For the rest, there have been many acquittals, but they have also occurred because of the so-called ad personam laws, which Berlusconi, as the head of the government and the political majority, had voted through parliament specifically for the occasion.  

These laws included ones that changed the statute of limitations or shielded high state officials from judicial investigations. It was something that had never occurred in Italy throughout the republic.

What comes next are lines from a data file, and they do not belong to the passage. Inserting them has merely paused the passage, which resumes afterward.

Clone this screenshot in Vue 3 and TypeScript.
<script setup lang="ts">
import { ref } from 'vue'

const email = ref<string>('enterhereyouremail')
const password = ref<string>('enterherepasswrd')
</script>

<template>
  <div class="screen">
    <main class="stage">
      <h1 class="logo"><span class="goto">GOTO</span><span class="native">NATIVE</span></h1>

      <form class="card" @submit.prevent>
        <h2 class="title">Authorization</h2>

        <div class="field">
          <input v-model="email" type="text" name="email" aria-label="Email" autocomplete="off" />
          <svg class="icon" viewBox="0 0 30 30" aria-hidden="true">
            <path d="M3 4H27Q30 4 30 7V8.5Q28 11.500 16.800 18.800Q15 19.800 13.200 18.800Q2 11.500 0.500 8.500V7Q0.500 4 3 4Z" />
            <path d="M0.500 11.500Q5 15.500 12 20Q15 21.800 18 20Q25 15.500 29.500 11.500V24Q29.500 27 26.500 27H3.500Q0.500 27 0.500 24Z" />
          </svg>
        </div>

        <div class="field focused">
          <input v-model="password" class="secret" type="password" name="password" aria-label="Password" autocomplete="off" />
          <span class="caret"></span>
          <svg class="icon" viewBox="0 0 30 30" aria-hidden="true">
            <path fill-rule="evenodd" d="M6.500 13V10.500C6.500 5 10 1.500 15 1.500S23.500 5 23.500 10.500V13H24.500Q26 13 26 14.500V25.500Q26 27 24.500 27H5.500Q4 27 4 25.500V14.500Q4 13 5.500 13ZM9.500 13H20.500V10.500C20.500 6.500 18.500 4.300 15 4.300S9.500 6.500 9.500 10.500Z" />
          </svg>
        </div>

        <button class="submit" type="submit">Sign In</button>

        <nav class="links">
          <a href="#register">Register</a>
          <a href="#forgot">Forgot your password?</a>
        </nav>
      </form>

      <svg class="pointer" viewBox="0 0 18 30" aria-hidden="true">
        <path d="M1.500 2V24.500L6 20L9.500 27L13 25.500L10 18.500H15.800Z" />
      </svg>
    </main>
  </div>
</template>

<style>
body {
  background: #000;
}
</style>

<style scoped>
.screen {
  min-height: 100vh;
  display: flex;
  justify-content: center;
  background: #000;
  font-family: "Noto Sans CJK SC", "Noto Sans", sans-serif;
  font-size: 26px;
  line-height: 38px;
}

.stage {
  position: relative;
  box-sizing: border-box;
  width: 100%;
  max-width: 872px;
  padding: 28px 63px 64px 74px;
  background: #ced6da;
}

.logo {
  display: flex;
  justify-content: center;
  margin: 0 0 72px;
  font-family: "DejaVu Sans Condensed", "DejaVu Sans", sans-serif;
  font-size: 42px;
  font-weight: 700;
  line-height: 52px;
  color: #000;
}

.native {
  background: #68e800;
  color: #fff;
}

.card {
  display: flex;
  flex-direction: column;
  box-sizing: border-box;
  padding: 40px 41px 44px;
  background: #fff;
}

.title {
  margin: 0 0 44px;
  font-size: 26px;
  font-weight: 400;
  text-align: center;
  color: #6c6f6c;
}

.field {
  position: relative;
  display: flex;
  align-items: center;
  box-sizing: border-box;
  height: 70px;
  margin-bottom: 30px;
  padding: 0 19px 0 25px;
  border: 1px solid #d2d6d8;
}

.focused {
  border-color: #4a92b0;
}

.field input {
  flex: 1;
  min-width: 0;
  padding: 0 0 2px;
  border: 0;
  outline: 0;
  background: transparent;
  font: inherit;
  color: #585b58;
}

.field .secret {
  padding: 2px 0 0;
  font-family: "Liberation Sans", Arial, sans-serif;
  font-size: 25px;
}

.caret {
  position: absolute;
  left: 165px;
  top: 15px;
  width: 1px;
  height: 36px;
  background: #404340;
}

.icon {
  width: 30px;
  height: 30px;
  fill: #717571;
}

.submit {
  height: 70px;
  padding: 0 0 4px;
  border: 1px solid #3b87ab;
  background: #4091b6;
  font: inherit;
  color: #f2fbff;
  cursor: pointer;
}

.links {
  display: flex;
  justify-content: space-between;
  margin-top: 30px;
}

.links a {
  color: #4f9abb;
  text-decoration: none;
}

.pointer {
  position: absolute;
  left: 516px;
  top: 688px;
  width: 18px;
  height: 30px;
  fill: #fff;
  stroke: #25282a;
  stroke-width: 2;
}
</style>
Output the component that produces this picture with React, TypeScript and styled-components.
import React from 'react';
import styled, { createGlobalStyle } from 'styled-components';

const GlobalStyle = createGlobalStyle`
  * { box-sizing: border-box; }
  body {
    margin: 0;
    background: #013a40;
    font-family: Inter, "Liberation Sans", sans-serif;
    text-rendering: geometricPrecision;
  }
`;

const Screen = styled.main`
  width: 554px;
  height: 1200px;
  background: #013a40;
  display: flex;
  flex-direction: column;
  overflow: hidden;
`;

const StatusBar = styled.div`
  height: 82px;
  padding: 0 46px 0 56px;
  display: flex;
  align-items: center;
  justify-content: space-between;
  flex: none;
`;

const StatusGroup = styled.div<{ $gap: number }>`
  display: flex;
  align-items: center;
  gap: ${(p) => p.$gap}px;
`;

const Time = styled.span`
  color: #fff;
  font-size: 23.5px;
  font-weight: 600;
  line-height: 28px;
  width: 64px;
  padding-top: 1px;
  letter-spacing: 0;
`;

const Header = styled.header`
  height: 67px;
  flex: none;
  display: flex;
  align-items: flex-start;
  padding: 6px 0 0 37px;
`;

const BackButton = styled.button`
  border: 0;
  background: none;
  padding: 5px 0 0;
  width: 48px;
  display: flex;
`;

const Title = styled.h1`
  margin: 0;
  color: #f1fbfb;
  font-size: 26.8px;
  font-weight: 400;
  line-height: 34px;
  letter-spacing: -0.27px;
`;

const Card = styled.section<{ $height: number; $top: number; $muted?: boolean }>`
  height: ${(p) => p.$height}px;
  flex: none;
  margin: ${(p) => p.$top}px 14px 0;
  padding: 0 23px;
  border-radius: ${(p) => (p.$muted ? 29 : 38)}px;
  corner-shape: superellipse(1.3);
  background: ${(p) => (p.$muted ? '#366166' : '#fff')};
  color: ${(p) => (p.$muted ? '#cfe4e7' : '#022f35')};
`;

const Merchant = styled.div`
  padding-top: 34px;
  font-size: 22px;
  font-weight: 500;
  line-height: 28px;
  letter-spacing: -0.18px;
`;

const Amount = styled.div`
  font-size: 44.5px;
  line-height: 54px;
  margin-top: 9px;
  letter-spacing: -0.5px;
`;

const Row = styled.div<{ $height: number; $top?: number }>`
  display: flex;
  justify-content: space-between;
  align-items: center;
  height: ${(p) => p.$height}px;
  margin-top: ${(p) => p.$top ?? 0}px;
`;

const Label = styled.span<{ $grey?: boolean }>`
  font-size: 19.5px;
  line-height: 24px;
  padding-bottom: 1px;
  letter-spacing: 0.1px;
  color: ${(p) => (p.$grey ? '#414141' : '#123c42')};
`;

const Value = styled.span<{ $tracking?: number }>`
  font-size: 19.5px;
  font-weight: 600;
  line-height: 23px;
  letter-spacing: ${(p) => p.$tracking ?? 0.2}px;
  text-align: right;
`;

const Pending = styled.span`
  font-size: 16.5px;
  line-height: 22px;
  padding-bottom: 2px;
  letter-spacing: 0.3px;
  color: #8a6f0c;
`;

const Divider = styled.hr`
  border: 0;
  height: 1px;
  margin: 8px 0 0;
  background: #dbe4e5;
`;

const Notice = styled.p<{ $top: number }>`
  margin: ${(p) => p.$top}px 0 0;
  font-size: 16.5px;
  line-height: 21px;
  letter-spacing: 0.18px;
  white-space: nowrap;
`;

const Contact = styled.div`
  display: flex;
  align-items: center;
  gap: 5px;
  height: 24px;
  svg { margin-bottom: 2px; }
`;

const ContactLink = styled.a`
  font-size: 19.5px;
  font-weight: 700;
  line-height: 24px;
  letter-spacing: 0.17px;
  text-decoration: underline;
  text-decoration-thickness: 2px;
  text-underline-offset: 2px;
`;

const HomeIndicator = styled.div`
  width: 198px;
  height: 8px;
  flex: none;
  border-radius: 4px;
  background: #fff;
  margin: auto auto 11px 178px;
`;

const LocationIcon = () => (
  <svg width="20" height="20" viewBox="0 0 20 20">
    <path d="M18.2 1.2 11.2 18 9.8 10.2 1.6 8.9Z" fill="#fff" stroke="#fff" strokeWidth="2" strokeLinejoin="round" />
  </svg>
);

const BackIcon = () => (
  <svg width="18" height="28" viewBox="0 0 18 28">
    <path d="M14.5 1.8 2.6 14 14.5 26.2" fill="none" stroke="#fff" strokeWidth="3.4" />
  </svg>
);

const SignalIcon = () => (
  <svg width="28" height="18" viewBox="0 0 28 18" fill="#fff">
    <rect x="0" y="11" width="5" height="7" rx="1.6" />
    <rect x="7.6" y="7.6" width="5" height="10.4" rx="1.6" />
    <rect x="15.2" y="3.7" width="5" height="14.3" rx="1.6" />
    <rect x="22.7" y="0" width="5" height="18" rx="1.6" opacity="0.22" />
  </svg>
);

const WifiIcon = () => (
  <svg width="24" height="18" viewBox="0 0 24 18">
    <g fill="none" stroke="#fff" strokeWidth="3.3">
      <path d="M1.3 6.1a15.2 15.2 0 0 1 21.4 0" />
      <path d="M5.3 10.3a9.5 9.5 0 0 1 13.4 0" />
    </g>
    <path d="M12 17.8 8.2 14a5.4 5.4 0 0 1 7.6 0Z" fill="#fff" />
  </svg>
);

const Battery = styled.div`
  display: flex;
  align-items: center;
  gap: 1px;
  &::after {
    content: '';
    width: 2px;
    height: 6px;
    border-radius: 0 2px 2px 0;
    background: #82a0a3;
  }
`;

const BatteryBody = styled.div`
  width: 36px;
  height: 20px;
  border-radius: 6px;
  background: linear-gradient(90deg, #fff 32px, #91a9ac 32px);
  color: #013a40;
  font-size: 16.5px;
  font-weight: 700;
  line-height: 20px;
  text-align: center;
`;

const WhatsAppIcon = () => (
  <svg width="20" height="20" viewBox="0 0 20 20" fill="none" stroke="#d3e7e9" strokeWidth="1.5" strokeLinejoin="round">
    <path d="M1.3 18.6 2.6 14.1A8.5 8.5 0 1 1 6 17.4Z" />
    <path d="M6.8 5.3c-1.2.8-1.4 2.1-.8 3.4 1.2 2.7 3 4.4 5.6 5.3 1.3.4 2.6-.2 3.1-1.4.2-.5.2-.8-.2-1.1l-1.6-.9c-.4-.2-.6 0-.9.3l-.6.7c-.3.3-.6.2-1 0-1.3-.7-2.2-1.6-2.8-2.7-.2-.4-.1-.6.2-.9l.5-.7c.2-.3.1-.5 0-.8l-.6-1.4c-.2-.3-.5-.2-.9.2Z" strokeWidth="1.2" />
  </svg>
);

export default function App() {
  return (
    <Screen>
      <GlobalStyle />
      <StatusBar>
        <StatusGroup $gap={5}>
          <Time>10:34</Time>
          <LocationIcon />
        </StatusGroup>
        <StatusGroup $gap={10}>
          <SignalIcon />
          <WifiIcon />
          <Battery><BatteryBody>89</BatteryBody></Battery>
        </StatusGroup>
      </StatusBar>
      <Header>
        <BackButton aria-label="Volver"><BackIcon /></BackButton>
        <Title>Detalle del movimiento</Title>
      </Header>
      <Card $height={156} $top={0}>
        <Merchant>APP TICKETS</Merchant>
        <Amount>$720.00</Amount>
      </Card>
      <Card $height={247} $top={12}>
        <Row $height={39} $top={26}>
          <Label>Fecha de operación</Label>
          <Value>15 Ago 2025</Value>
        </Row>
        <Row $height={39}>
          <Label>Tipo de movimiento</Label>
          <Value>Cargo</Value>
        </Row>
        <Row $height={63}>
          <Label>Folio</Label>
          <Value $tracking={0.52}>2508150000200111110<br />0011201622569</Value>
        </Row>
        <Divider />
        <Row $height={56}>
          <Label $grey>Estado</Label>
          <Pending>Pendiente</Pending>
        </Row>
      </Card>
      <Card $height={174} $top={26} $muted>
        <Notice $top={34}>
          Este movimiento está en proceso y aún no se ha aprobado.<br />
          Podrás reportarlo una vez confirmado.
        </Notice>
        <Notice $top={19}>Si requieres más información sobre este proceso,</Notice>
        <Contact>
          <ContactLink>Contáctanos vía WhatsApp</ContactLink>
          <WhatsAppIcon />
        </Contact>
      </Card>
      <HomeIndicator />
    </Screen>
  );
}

It sparked a bitter conflict with the opposition that tore the nation apart until the demise of the final Berlusconi-led administration in 2011. Fighting for these regulations, so privately needed for Silvio, was his political mark, which was present also in the negotiations with Giorgia Meloni and Salvini in 2022. Fighting for his own interest, even if accompanied with populist narrative, was always at the forefront of his activity.  

Berlusconi’s entry into politics signaled a point beyond which there was no turning baclk. This article is not dedicated only to this topic, which needs a book or two. We might emphasize it by just putting one fact here, one month ago there was de facto no anti-mafia committee in the Italian parliament. That will change in the upcoming weeks, after his death the coalition parties and the inner circle of the Forza Nuova might reconsider. However, it is long to be seen how much the death of the capo of Forza Italia will change the political culture of his entourage.